» **Set problem**
Reproduce the listing below in full and without alteration, apart from its pictures.

------ Source material ------

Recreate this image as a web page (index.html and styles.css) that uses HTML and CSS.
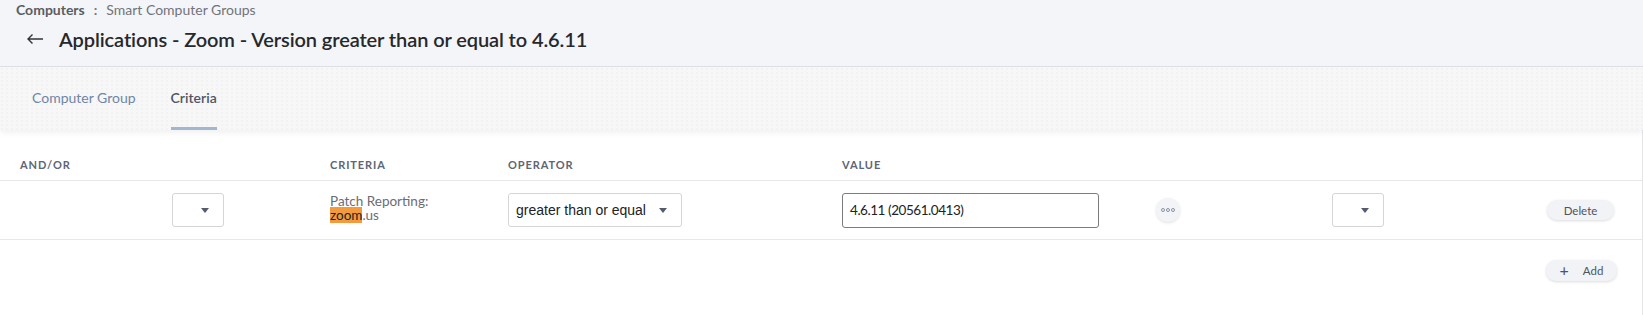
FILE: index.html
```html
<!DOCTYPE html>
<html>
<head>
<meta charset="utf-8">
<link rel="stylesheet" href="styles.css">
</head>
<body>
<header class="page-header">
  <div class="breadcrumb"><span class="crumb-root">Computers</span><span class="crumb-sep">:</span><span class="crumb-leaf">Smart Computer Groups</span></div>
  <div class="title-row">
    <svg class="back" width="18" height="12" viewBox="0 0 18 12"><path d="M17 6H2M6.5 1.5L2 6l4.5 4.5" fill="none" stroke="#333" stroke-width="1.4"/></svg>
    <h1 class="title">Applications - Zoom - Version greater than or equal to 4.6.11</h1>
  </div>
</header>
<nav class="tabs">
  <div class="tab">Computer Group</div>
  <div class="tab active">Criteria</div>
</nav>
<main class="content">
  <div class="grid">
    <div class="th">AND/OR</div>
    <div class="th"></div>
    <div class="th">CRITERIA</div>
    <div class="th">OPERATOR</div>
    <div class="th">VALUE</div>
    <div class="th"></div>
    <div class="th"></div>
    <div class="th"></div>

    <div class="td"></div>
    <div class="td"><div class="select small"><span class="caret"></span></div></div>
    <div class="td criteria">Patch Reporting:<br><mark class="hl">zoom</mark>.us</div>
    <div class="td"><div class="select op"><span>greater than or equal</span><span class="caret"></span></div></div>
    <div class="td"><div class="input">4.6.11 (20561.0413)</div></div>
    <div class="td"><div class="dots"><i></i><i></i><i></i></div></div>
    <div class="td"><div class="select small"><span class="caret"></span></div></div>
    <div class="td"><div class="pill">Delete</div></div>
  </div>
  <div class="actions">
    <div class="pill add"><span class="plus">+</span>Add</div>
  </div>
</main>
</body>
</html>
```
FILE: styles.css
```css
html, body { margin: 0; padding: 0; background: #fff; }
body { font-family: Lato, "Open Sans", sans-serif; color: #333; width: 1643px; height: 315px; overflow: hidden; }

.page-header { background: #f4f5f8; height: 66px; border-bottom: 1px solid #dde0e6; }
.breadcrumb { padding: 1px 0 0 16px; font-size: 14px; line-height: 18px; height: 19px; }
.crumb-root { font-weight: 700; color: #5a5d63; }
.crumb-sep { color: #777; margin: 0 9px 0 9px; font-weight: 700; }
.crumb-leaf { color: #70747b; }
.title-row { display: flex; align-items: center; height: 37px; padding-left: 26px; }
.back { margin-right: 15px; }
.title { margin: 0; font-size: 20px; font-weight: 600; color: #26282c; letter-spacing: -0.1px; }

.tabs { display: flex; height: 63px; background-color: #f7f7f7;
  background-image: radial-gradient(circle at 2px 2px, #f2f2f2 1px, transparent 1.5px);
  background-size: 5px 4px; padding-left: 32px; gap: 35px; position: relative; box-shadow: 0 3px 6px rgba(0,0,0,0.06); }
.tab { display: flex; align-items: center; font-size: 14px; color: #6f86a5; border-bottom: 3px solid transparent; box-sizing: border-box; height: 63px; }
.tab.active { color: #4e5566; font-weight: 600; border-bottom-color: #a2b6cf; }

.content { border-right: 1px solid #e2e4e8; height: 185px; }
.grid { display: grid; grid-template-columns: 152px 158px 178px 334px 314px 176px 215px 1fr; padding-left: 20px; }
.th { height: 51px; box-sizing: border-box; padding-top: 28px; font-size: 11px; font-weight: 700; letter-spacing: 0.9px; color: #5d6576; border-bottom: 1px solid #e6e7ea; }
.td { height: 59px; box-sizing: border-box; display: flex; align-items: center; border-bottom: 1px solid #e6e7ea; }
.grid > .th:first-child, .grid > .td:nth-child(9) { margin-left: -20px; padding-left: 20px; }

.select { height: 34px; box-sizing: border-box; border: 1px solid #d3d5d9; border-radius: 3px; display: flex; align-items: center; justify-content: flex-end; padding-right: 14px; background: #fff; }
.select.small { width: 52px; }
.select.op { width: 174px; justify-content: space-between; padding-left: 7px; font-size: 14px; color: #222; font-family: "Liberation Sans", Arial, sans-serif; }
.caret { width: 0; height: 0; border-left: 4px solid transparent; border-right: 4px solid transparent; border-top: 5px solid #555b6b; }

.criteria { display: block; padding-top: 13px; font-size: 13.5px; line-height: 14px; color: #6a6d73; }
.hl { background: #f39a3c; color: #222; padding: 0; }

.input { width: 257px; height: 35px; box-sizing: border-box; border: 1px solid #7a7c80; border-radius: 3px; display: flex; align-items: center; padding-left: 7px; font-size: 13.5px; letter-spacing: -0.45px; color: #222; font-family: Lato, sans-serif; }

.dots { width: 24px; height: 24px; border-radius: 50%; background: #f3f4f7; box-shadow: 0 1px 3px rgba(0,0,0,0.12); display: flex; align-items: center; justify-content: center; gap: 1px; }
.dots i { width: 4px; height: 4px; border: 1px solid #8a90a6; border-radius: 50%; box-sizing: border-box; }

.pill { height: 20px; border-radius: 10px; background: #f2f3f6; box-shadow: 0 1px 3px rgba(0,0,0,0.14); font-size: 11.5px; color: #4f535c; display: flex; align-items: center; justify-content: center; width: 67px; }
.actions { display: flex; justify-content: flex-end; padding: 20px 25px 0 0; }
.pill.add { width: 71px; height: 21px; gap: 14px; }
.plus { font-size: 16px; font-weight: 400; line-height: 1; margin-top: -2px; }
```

------

» **Response**
Recreate this image as a web page (index.html and styles.css) that uses HTML and CSS.
FILE: index.html
```html
<!DOCTYPE html>
<html>
<head>
<meta charset="utf-8">
<link rel="stylesheet" href="styles.css">
</head>
<body>
<header class="page-header">
  <div class="breadcrumb"><span class="crumb-root">Computers</span><span class="crumb-sep">:</span><span class="crumb-leaf">Smart Computer Groups</span></div>
  <div class="title-row">
    <svg class="back" width="18" height="12" viewBox="0 0 18 12"><path d="M17 6H2M6.5 1.5L2 6l4.5 4.5" fill="none" stroke="#333" stroke-width="1.4"/></svg>
    <h1 class="title">Applications - Zoom - Version greater than or equal to 4.6.11</h1>
  </div>
</header>
<nav class="tabs">
  <div class="tab">Computer Group</div>
  <div class="tab active">Criteria</div>
</nav>
<main class="content">
  <div class="grid">
    <div class="th">AND/OR</div>
    <div class="th"></div>
    <div class="th">CRITERIA</div>
    <div class="th">OPERATOR</div>
    <div class="th">VALUE</div>
    <div class="th"></div>
    <div class="th"></div>
    <div class="th"></div>

    <div class="td"></div>
    <div class="td"><div class="select small"><span class="caret"></span></div></div>
    <div class="td criteria">Patch Reporting:<br><mark class="hl">zoom</mark>.us</div>
    <div class="td"><div class="select op"><span>greater than or equal</span><span class="caret"></span></div></div>
    <div class="td"><div class="input">4.6.11 (20561.0413)</div></div>
    <div class="td"><div class="dots"><i></i><i></i><i></i></div></div>
    <div class="td"><div class="select small"><span class="caret"></span></div></div>
    <div class="td"><div class="pill">Delete</div></div>
  </div>
  <div class="actions">
    <div class="pill add"><span class="plus">+</span>Add</div>
  </div>
</main>
</body>
</html>
```
FILE: styles.css
```css
html, body { margin: 0; padding: 0; background: #fff; }
body { font-family: Lato, "Open Sans", sans-serif; color: #333; width: 1643px; height: 315px; overflow: hidden; }

.page-header { background: #f4f5f8; height: 66px; border-bottom: 1px solid #dde0e6; }
.breadcrumb { padding: 1px 0 0 16px; font-size: 14px; line-height: 18px; height: 19px; }
.crumb-root { font-weight: 700; color: #5a5d63; }
.crumb-sep { color: #777; margin: 0 9px 0 9px; font-weight: 700; }
.crumb-leaf { color: #70747b; }
.title-row { display: flex; align-items: center; height: 37px; padding-left: 26px; }
.back { margin-right: 15px; }
.title { margin: 0; font-size: 20px; font-weight: 600; color: #26282c; letter-spacing: -0.1px; }

.tabs { display: flex; height: 63px; background-color: #f7f7f7;
  background-image: radial-gradient(circle at 2px 2px, #f2f2f2 1px, transparent 1.5px);
  background-size: 5px 4px; padding-left: 32px; gap: 35px; position: relative; box-shadow: 0 3px 6px rgba(0,0,0,0.06); }
.tab { display: flex; align-items: center; font-size: 14px; color: #6f86a5; border-bottom: 3px solid transparent; box-sizing: border-box; height: 63px; }
.tab.active { color: #4e5566; font-weight: 600; border-bottom-color: #a2b6cf; }

.content { border-right: 1px solid #e2e4e8; height: 185px; }
.grid { display: grid; grid-template-columns: 152px 158px 178px 334px 314px 176px 215px 1fr; padding-left: 20px; }
.th { height: 51px; box-sizing: border-box; padding-top: 28px; font-size: 11px; font-weight: 700; letter-spacing: 0.9px; color: #5d6576; border-bottom: 1px solid #e6e7ea; }
.td { height: 59px; box-sizing: border-box; display: flex; align-items: center; border-bottom: 1px solid #e6e7ea; }
.grid > .th:first-child, .grid > .td:nth-child(9) { margin-left: -20px; padding-left: 20px; }

.select { height: 34px; box-sizing: border-box; border: 1px solid #d3d5d9; border-radius: 3px; display: flex; align-items: center; justify-content: flex-end; padding-right: 14px; background: #fff; }
.select.small { width: 52px; }
.select.op { width: 174px; justify-content: space-between; padding-left: 7px; font-size: 14px; color: #222; font-family: "Liberation Sans", Arial, sans-serif; }
.caret { width: 0; height: 0; border-left: 4px solid transparent; border-right: 4px solid transparent; border-top: 5px solid #555b6b; }

.criteria { display: block; padding-top: 13px; font-size: 13.5px; line-height: 14px; color: #6a6d73; }
.hl { background: #f39a3c; color: #222; padding: 0; }

.input { width: 257px; height: 35px; box-sizing: border-box; border: 1px solid #7a7c80; border-radius: 3px; display: flex; align-items: center; padding-left: 7px; font-size: 13.5px; letter-spacing: -0.45px; color: #222; font-family: Lato, sans-serif; }

.dots { width: 24px; height: 24px; border-radius: 50%; background: #f3f4f7; box-shadow: 0 1px 3px rgba(0,0,0,0.12); display: flex; align-items: center; justify-content: center; gap: 1px; }
.dots i { width: 4px; height: 4px; border: 1px solid #8a90a6; border-radius: 50%; box-sizing: border-box; }

.pill { height: 20px; border-radius: 10px; background: #f2f3f6; box-shadow: 0 1px 3px rgba(0,0,0,0.14); font-size: 11.5px; color: #4f535c; display: flex; align-items: center; justify-content: center; width: 67px; }
.actions { display: flex; justify-content: flex-end; padding: 20px 25px 0 0; }
.pill.add { width: 71px; height: 21px; gap: 14px; }
.plus { font-size: 16px; font-weight: 400; line-height: 1; margin-top: -2px; }
```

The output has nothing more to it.